— start of Material provided —
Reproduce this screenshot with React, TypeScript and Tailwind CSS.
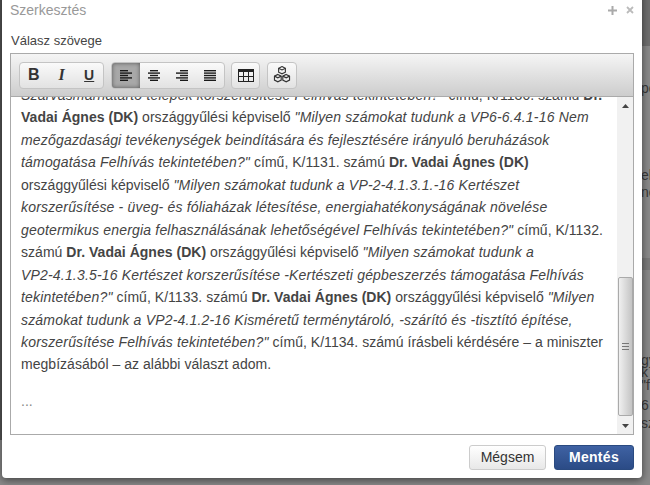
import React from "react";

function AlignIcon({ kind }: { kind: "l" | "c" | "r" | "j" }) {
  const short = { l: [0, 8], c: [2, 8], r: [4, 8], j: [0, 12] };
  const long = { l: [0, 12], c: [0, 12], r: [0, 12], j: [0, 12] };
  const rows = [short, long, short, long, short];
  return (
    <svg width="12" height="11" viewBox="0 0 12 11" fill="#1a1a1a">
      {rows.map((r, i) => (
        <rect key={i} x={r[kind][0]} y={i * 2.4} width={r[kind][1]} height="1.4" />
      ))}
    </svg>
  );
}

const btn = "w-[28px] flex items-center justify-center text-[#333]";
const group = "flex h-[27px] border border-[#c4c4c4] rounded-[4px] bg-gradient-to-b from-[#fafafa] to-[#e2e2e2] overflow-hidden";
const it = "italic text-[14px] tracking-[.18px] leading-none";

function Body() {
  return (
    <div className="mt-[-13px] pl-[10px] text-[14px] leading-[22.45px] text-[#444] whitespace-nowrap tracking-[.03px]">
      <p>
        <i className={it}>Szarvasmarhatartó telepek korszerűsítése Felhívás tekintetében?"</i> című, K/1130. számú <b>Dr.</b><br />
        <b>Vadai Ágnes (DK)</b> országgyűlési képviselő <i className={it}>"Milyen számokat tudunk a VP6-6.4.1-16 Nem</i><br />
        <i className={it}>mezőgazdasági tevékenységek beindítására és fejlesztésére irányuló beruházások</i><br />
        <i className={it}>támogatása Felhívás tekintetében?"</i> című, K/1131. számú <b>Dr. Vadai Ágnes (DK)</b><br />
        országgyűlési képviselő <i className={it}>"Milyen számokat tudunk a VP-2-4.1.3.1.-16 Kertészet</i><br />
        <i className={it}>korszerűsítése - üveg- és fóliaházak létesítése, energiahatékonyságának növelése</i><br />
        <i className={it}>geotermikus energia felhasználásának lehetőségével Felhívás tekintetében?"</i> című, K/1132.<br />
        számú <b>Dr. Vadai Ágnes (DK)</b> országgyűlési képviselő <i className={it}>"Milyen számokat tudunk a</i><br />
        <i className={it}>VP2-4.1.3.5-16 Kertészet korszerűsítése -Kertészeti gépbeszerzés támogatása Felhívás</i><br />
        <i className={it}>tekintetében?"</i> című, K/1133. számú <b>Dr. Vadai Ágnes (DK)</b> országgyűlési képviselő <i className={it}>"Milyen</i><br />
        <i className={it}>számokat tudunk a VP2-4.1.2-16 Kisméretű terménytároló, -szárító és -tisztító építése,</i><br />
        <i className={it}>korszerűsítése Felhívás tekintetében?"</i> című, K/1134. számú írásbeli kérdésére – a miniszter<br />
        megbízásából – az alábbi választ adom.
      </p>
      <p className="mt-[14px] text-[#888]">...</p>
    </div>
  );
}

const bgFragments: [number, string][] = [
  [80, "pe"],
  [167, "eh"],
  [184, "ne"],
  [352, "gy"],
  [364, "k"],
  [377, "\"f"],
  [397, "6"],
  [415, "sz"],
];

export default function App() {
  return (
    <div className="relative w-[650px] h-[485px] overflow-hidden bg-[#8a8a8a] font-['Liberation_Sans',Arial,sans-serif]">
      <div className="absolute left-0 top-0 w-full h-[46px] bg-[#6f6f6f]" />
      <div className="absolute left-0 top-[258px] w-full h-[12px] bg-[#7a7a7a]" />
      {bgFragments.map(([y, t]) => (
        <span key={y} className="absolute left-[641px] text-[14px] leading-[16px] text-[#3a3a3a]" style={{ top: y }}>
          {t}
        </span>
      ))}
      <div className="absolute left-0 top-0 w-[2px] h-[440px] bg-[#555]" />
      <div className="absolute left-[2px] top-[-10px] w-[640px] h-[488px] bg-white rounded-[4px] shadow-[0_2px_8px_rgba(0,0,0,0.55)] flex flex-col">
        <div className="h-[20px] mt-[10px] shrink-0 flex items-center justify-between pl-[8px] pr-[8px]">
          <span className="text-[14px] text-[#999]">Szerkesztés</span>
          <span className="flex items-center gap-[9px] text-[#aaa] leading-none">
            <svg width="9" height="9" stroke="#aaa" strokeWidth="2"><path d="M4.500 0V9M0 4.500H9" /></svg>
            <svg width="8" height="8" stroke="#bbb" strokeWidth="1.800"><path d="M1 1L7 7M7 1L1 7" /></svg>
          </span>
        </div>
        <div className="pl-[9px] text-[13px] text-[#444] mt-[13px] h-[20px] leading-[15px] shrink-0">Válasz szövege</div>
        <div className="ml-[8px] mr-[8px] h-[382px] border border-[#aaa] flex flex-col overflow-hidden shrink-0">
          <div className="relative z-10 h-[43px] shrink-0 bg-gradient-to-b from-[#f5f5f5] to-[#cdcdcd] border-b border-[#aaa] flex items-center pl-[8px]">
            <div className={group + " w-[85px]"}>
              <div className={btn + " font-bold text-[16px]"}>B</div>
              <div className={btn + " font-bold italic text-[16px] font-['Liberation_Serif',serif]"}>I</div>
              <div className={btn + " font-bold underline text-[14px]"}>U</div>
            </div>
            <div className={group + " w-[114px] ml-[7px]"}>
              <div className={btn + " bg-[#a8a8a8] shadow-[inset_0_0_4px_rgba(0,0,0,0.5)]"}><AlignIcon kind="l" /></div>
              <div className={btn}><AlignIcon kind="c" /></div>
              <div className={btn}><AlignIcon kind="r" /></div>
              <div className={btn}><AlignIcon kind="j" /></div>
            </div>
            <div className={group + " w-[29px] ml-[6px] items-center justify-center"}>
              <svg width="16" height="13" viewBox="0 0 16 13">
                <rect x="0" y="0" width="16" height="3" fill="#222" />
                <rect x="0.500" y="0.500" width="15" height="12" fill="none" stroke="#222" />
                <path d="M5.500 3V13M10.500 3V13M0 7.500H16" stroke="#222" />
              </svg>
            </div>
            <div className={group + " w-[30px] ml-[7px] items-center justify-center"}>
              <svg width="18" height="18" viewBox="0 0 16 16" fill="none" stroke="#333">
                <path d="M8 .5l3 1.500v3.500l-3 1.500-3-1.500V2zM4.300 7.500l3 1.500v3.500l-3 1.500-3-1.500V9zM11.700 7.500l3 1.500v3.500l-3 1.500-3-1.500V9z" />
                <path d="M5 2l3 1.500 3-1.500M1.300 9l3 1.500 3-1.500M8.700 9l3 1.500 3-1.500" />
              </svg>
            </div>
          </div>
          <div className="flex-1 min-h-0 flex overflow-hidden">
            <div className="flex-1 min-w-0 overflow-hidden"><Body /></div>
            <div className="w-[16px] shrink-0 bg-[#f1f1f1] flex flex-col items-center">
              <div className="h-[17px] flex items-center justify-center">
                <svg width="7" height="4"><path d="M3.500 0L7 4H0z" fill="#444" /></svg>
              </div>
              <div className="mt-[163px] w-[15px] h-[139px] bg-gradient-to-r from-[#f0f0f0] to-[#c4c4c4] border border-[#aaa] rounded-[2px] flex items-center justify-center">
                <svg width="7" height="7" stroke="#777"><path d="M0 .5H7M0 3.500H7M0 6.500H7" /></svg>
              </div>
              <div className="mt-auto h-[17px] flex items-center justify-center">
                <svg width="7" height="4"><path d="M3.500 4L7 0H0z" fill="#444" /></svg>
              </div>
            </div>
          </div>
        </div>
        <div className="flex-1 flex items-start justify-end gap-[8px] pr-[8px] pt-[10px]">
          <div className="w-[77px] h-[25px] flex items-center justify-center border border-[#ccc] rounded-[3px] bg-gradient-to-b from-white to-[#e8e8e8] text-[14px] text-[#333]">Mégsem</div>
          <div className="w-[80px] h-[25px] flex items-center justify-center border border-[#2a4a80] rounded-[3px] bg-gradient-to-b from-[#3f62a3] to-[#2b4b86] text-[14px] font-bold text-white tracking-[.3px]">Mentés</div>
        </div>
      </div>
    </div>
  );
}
— end of Material provided —
_Problem:_ Leave the pictures out and reproduce exactly the lines from the top of the listing above through the line with "import React from".

_The solution:_
Reproduce this screenshot with React, TypeScript and Tailwind CSS.
import React from "react";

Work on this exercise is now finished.